PROBLEM TO WORK ON:
Records follow. Copy every line with "this".

DATASET ENTRIES:
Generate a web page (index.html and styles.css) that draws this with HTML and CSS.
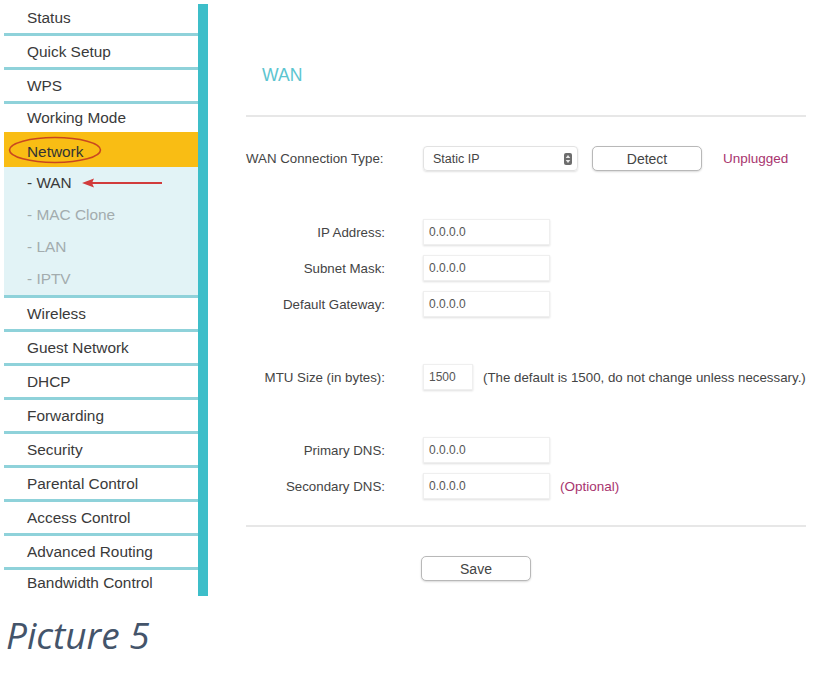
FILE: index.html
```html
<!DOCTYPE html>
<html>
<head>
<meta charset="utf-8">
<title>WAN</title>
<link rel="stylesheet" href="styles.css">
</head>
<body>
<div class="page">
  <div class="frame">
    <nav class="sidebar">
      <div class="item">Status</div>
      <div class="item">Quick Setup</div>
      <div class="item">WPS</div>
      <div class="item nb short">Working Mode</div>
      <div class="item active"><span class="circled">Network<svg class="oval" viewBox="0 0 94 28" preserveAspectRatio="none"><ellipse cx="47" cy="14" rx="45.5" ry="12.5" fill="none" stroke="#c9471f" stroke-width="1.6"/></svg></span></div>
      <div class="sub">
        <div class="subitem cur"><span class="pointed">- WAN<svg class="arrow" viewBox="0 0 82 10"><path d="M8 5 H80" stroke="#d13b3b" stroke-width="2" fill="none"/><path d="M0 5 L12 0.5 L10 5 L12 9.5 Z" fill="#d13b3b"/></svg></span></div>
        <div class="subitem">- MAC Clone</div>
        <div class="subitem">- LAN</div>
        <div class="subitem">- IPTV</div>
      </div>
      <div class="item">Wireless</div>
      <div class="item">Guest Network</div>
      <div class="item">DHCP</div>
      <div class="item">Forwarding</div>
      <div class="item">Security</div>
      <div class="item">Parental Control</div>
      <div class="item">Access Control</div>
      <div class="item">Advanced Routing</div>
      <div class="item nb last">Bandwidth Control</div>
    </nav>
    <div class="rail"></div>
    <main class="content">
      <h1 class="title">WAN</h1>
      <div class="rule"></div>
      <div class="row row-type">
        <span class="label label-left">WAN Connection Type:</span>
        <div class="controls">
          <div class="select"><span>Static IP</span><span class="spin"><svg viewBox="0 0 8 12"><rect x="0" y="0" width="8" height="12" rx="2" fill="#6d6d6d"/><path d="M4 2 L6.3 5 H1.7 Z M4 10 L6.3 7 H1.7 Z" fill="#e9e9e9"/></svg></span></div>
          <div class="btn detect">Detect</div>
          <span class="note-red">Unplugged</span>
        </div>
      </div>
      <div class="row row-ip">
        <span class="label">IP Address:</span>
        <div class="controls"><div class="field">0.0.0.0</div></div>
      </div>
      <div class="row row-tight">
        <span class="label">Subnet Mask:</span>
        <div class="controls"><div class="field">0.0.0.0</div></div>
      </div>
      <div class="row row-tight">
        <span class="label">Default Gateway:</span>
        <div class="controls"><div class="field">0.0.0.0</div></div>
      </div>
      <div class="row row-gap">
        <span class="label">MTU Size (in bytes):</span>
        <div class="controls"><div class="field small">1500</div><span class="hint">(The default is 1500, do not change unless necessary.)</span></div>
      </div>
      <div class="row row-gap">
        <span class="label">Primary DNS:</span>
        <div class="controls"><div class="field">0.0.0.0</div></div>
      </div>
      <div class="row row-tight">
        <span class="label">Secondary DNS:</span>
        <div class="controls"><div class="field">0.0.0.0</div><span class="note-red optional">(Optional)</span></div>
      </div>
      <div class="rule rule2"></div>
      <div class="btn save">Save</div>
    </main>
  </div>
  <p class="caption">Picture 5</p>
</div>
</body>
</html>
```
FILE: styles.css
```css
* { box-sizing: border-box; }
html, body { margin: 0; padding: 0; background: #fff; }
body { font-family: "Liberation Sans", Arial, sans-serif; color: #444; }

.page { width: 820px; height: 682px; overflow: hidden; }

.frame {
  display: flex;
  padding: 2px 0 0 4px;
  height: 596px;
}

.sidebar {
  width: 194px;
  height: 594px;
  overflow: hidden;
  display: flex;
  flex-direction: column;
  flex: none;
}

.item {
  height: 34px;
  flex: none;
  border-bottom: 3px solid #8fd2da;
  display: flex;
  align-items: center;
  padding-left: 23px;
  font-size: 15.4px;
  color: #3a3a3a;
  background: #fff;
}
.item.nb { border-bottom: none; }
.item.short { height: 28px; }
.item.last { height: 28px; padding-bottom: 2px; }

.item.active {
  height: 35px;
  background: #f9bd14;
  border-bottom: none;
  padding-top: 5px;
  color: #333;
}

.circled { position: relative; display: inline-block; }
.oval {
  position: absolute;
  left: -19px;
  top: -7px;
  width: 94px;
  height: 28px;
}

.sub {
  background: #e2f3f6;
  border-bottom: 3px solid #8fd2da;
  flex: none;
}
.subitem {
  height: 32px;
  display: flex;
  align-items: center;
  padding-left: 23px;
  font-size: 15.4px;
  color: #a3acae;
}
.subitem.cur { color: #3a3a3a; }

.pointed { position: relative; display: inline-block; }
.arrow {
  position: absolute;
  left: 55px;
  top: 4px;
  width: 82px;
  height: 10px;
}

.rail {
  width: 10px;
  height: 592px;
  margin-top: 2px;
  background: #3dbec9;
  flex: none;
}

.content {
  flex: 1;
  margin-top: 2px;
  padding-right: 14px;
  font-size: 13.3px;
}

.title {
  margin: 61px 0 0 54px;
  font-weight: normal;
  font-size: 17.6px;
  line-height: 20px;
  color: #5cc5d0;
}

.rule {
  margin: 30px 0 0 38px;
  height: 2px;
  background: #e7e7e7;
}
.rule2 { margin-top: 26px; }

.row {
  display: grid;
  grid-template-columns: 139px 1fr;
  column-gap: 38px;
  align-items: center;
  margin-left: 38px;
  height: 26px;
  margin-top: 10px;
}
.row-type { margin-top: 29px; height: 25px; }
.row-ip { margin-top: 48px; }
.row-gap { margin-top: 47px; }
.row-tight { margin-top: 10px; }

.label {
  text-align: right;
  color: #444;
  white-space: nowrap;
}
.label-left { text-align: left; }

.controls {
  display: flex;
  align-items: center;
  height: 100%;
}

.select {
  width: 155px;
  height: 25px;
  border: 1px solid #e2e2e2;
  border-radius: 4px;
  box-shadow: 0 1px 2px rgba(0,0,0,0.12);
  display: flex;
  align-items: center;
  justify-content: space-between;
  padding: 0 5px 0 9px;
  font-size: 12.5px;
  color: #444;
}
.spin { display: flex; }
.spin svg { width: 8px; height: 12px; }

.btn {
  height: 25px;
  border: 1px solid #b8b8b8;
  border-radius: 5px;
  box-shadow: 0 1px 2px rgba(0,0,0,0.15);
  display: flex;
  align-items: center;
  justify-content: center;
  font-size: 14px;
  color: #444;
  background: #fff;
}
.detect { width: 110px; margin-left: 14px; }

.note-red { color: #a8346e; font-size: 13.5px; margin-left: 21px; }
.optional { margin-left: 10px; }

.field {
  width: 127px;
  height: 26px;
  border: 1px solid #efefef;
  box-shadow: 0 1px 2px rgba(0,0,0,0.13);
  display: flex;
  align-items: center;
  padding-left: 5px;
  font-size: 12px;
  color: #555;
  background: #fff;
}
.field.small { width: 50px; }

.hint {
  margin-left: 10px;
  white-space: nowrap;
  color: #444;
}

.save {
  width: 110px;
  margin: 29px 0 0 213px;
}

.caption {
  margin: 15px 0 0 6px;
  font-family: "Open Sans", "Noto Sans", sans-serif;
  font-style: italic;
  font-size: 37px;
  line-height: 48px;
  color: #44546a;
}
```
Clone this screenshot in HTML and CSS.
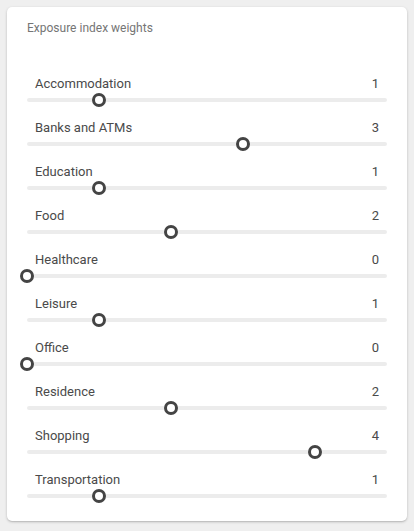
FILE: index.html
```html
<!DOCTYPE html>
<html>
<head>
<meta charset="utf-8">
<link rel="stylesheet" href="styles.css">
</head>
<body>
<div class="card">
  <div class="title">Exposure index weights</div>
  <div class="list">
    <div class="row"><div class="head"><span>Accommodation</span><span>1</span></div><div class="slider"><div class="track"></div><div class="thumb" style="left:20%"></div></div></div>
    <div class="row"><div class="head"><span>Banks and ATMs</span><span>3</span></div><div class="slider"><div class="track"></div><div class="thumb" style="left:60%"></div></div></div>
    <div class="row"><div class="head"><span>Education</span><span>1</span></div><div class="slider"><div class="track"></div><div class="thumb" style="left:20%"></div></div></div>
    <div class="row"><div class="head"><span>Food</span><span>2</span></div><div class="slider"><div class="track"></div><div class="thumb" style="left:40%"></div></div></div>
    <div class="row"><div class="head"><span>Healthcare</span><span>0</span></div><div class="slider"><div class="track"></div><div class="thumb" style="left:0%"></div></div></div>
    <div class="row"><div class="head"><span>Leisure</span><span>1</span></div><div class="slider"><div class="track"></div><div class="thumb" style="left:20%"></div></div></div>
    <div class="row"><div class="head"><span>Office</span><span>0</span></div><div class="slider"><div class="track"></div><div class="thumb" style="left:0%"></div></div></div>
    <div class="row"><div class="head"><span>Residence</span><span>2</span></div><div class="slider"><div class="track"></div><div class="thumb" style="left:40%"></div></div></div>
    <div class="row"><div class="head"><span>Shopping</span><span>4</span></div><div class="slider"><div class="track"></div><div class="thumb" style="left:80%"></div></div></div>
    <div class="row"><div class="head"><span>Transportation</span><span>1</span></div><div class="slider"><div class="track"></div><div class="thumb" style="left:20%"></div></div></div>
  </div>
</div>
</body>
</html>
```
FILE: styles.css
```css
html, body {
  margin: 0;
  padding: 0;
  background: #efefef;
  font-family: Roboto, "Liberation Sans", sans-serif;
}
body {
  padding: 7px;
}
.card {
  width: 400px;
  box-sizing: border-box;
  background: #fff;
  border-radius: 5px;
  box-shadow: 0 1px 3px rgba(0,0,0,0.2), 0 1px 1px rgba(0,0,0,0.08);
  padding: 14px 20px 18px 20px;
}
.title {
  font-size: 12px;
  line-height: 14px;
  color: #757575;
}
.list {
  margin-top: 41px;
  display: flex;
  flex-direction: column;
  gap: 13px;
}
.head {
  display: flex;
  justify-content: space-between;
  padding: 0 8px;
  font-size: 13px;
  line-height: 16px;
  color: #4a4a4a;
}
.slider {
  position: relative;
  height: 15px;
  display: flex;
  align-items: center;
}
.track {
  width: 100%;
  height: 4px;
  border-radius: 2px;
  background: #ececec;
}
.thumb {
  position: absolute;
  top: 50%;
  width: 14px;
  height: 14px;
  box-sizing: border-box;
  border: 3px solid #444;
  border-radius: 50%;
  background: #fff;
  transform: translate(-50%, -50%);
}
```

TASK RESULT:
Generate a web page (index.html and styles.css) that draws this with HTML and CSS.
Clone this screenshot in HTML and CSS.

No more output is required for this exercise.